_Short exercise_: Can you set down, exactly as they appear below, the lines from the opening of the material through the one bearing "const menu = ['Tenant", minus the pictures?

_Dataset section_:

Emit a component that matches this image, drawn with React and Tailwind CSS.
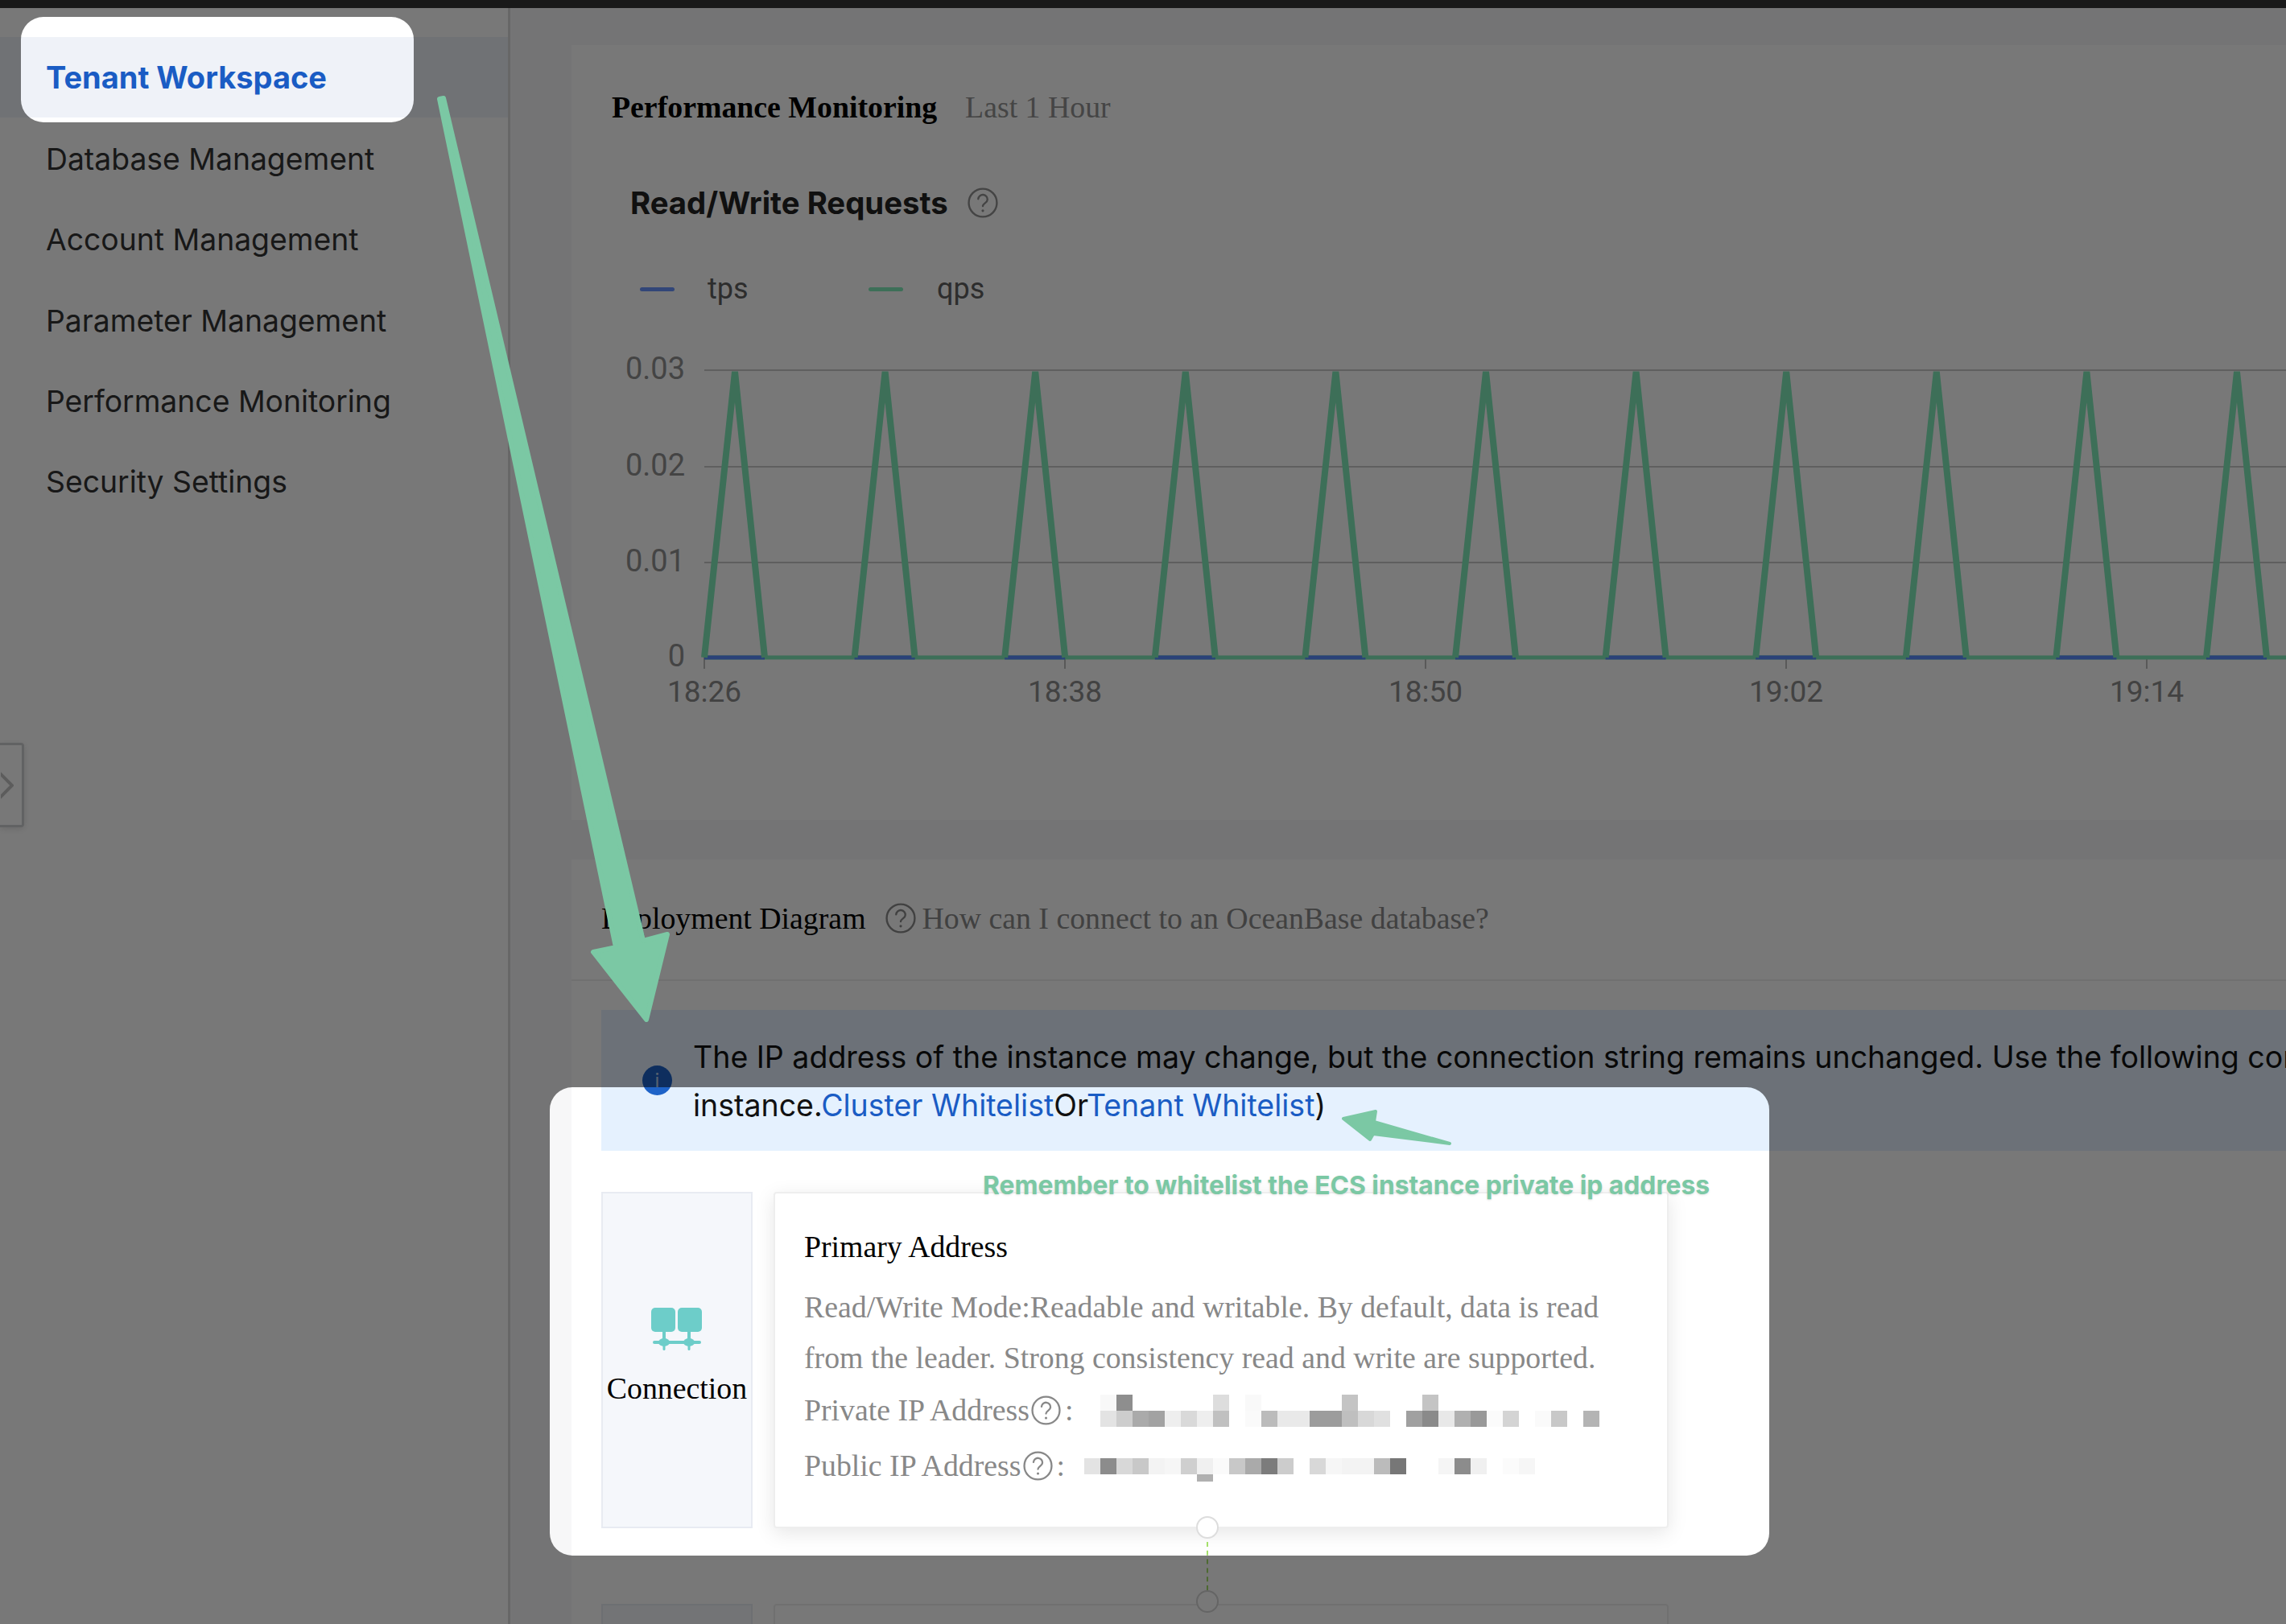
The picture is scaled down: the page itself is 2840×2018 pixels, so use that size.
const menu = ['Tenant Workspace', 'Database Management', 'Account Management', 'Parameter Management', 'Performance Monitoring', 'Security Settings'];

const ySteps = [
  { label: '0.03', y: 404 },
  { label: '0.02', y: 524 },
  { label: '0.01', y: 643 },
  { label: '0', y: 761 },
];
const xTicks = ['18:26', '18:38', '18:50', '19:02', '19:14'];
const spikes = Array.from({ length: 11 }, (_, i) => i);

const privateTop = [248, 142, 255, 255, 255, 255, 255, 221, 255, 249, 255, 255, 255, 255, 255, 196, 255, 255, 255, 255, 196];
const privateBottom = [227, 205, 170, 162, 238, 217, 238, 192, 255, 250, 187, 233, 233, 156, 156, 191, 216, 224, 255, 160, 138, 232, 176, 153, 251, 212, 255, 250, 200, 255, 180];
const publicRow = [227, 140, 216, 200, 243, 246, 207, 240, 250, 200, 170, 124, 204, 255, 216, 246, 243, 243, 187, 119, 255, 255, 245, 140, 240, 255, 251, 246];

function HelpIcon({ className }) {
  return (
    <svg viewBox="0 0 24 24" fill="none" stroke="currentColor" strokeWidth="1.5" strokeLinecap="round" className={className}>
      <circle cx="12" cy="12" r="11" />
      <path d="M8.4 9a3.6 3.6 0 0 1 7.2 .6c0 2.4-3.6 2.8-3.6 5" />
      <path d="M12 18.2h.01" strokeWidth="2" />
    </svg>
  );
}

function Mosaic({ row }) {
  return (
    <div className="flex h-[20px]">
      {row.map((v, i) => (
        <div key={i} className="w-[20px] h-[20px]" style={{ backgroundColor: `rgb(${v},${v},${v})` }} />
      ))}
    </div>
  );
}

function ConnectionIcon() {
  return (
    <svg width="64" height="53" viewBox="0 0 64 53" fill="#6dcdc9">
      <rect x="0" y="0" width="30" height="30" rx="5" />
      <rect x="33" y="0" width="30" height="30" rx="5" />
      <rect x="14" y="28" width="4" height="16" />
      <rect x="45" y="28" width="4" height="16" />
      <rect x="2" y="41" width="60" height="4" rx="2" />
      <ellipse cx="16" cy="43" rx="7" ry="5" />
      <ellipse cx="47" cy="43" rx="7" ry="5" />
      <rect x="14.5" y="43" width="3" height="10" rx="1.5" />
      <rect x="45.5" y="43" width="3" height="10" rx="1.5" />
    </svg>
  );
}

function Chart() {
  return (
    <svg width="2130" height="880" viewBox="0 0 2130 880" className="block" fontFamily="Roboto, sans-serif">
      {ySteps.map((s) => (
        <g key={s.label}>
          <line x1="165" x2="2130" y1={s.y} y2={s.y} stroke="#cbcbcb" strokeWidth="2" />
          <text x="141" y={s.y + 11} textAnchor="end" fontSize="38" fill="#909090">{s.label}</text>
        </g>
      ))}
      {xTicks.map((t, i) => (
        <g key={t}>
          <line x1={165 + i * 448} x2={165 + i * 448} y1="761" y2="775" stroke="#bdbdbd" strokeWidth="2" />
          <text x={165 + i * 448} y="816" textAnchor="middle" fontSize="37" fill="#8c8c8c">{t}</text>
        </g>
      ))}
      <line x1="165" x2="2130" y1="761" y2="761" stroke="#82ecbb" strokeWidth="5" />
      {spikes.map((i) => (
        <line key={i} x1={165 + i * 186.6} x2={240 + i * 186.6} y1="761" y2="761" stroke="#5a8cff" strokeWidth="5" />
      ))}
      {spikes.map((i) => (
        <polyline
          key={i}
          points={`${165 + i * 186.6},761 ${203 + i * 186.6},406 ${240 + i * 186.6},761`}
          fill="none"
          stroke="#82ecbb"
          strokeWidth="8"
          strokeLinejoin="bevel"
        />
      ))}
    </svg>
  );
}

function EmptyRow() {
  return (
    <div className="flex gap-[26px]">
      <div className="w-[188px] h-[416px] shrink-0 bg-[#f5f7fb] border-2 border-[#e8ebf2]" />
      <div className="w-[1112px] h-[416px] shrink-0 rounded-[4px] bg-white border-2 border-[#eeeeee]" />
    </div>
  );
}

function PrimaryRow() {
  return (
    <div className="flex gap-[26px]">
      <div className="w-[188px] h-[418px] shrink-0 flex flex-col items-center bg-[#f5f7fb] border-2 border-[#e8ebf2] pt-[142px]">
        <ConnectionIcon />
        <div className="mt-[25px] text-[37.8px] leading-[44px] text-black">Connection</div>
      </div>
      <div className="w-[1112px] h-[418px] shrink-0 rounded-[4px] bg-white border-2 border-[#eeeeee] shadow-[0_6px_24px_rgba(0,0,0,0.1)] pl-[36px] pt-[44px] text-[37.8px] text-[#888888]">
        <div className="leading-[44px] text-black">Primary Address</div>
        <div className="mt-[22px] w-[1040px] leading-[63px]">
          Read/Write Mode:Readable and writable. By default, data is read from the leader. Strong consistency read and write are supported.
        </div>
        <div className="mt-[1px] flex items-center h-[65px]">
          <span>Private IP Address</span>
          <HelpIcon className="w-[37px] h-[37px] ml-[2px]" />
          <span className="ml-[5px]">:</span>
          <div className="ml-[34px]">
            <Mosaic row={privateTop} />
            <Mosaic row={privateBottom} />
          </div>
        </div>
        <div className="mt-[4px] flex items-center h-[65px]">
          <span>Public IP Address</span>
          <HelpIcon className="w-[37px] h-[37px] ml-[2px]" />
          <span className="ml-[5px]">:</span>
          <div className="ml-[24px] relative">
            <Mosaic row={publicRow} />
            <div className="absolute left-[140px] top-[20px] w-[20px] h-[9px] bg-[#b0b0b0]" />
          </div>
        </div>
      </div>
    </div>
  );
}

export default function App() {
  return (
    <div className="relative w-[2840px] h-[2018px] overflow-hidden bg-[#f7f7f8] font-['Liberation_Serif',serif]">
      <div className="h-[10px] bg-[#353535]" />

      <div className="flex h-[2008px]">
        {/* sidebar */}
        <aside className="relative w-[634px] shrink-0 bg-white border-r-[3px] border-[#dcdcdc] pt-[36px] font-['Inter',sans-serif]">
          {menu.map((item, i) => (
            <div
              key={item}
              className={
                i === 0
                  ? 'h-[100px] pl-[57px] pt-[1px] flex items-center text-[38px] font-bold text-[#1a5cc4] bg-[#eff2f8]'
                  : 'h-[100.4px] pl-[57px] pt-[3px] flex items-center text-[37.3px] text-[#333333]'
              }
            >
              {item}
            </div>
          ))}
          <div className="absolute left-0 top-[913px] w-[30px] h-[105px] bg-white rounded-r-[4px] border-[3px] border-l-0 border-[#cfd0d2] shadow-[0_2px_8px_rgba(0,0,0,0.12)] flex items-center justify-end">
            <svg width="16" height="36" viewBox="0 0 16 36" fill="none" stroke="#c4c4c4" strokeWidth="4" className="mr-[10px]">
              <path d="M-2 2 L14 18 L-2 34" />
            </svg>
          </div>
        </aside>

        {/* main */}
        <main className="flex-1 min-w-0 pl-[76px] pt-[46px] flex flex-col gap-[49px]">
          <section className="relative h-[963px] shrink-0 bg-white">
            <div className="absolute left-[50px] top-[52px] flex items-center gap-[35px] text-[37.8px] leading-[50px]">
              <span className="font-bold text-black">Performance Monitoring</span>
              <span className="text-[#929292]">Last 1 Hour</span>
            </div>
            <div className="absolute left-[73px] top-[171px] flex items-center gap-[24px] font-['Inter',sans-serif] text-[38.3px] leading-[50px] font-bold text-[#222222]">
              <span>Read/Write Requests</span>
              <HelpIcon className="w-[38px] h-[38px] text-[#909090]" />
            </div>
            <div className="absolute left-[85px] top-[278px] flex items-center text-[36px] leading-[50px] text-[#606060] font-['Roboto',sans-serif]">
              <span className="w-[43px] h-[5px] rounded-full bg-[#6a96ff]" />
              <span className="ml-[41px] w-[200px]">tps</span>
              <span className="w-[43px] h-[5px] rounded-full bg-[#82ecbb]" />
              <span className="ml-[42px]">qps</span>
            </div>
            <div className="absolute left-0 top-0">
              <Chart />
            </div>
          </section>

          <section className="flex-1 bg-white">
            <div className="h-[151px] pb-[3px] border-b-2 border-[#ededed] pl-[37px] flex items-center text-[37.8px]">
              <span className="text-black">Deployment Diagram</span>
              <HelpIcon className="w-[38px] h-[38px] ml-[24px] text-[#8a8a8a]" />
              <span className="ml-[8px] text-[#8a8a8a]">How can I connect to an OceanBase database?</span>
            </div>
            <div className="pl-[37px] pt-[36px]">
              <div className="h-[175px] bg-[#e5f1fe] flex items-center pl-[51px] font-['Inter',sans-serif] text-[37.5px] leading-[60px] text-[#111111] whitespace-nowrap">
                <span className="w-[37px] h-[37px] shrink-0 rounded-full bg-[#1e63c8] flex items-center justify-center text-[24px] leading-none text-white/70">i</span>
                <div className="ml-[26px] pt-[2px]">
                  <div>The IP address of the instance may change, but the connection string remains unchanged. Use the following connection string to connect to the</div>
                  <div>
                    instance.<span className="text-[#1a5cc4]">Cluster Whitelist</span>Or<span className="text-[#1a5cc4]">Tenant Whitelist</span>)
                  </div>
                </div>
              </div>
              <div className="mt-[51px]">
                <PrimaryRow />
              </div>
              {/* connector between the two rows */}
              <div className="-mt-[15px] ml-[739px] w-[28px] h-[109px] flex flex-col items-center relative">
                <span className="w-[28px] h-[28px] shrink-0 rounded-full bg-white border-2 border-[#dddddd]" />
                <span className="mt-[4px] h-[60px] shrink-0 border-l-2 border-dashed border-[#a5e06a]" />
                <span className="w-[28px] h-[28px] shrink-0 rounded-full bg-white border-2 border-[#d6d6d6]" />
              </div>
              <EmptyRow />
            </div>
          </section>
        </main>
      </div>

      {/* dimming layer with two spotlight holes */}
      <svg className="absolute inset-0 z-20 pointer-events-none" width="2840" height="2018" viewBox="0 0 2840 2018">
        <path
          fillRule="evenodd"
          fill="rgba(0,0,0,0.53)"
          d="M0 0H2840V2018H0Z
             M54 21H486a28 28 0 0 1 28 28V124a28 28 0 0 1 -28 28H54a28 28 0 0 1 -28 -28V49a28 28 0 0 1 28 -28Z
             M711 1351H2170a28 28 0 0 1 28 28V1905a28 28 0 0 1 -28 28H711a28 28 0 0 1 -28 -28V1379a28 28 0 0 1 28 -28Z"
        />
      </svg>

      {/* annotations */}
      <svg className="absolute inset-0 z-30 pointer-events-none" width="2840" height="2018" viewBox="0 0 2840 2018" fill="#7bc8a4" stroke="#7bc8a4" strokeWidth="6" strokeLinejoin="round">
        <polygon points="546,123 551,122 799,1169 829,1161 803,1267 737,1183 765,1177" />
        <polygon points="1669,1390 1709,1381 1707,1394 1801,1421 1706,1409 1702,1416" strokeWidth="4" />
      </svg>
      <div className="absolute z-30 left-[1221px] top-[1452px] font-['Inter',sans-serif] text-[31.8px] leading-[42px] font-bold text-[#7bc8a4] whitespace-nowrap [text-shadow:0_1px_3px_rgba(0,0,0,0.12)]">
        Remember to whitelist the ECS instance private ip address
      </div>
    </div>
  );
}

_Solution below_:
Emit a component that matches this image, drawn with React and Tailwind CSS.
The picture is scaled down: the page itself is 2840×2018 pixels, so use that size.
const menu = ['Tenant Workspace', 'Database Management', 'Account Management', 'Parameter Management', 'Performance Monitoring', 'Security Settings'];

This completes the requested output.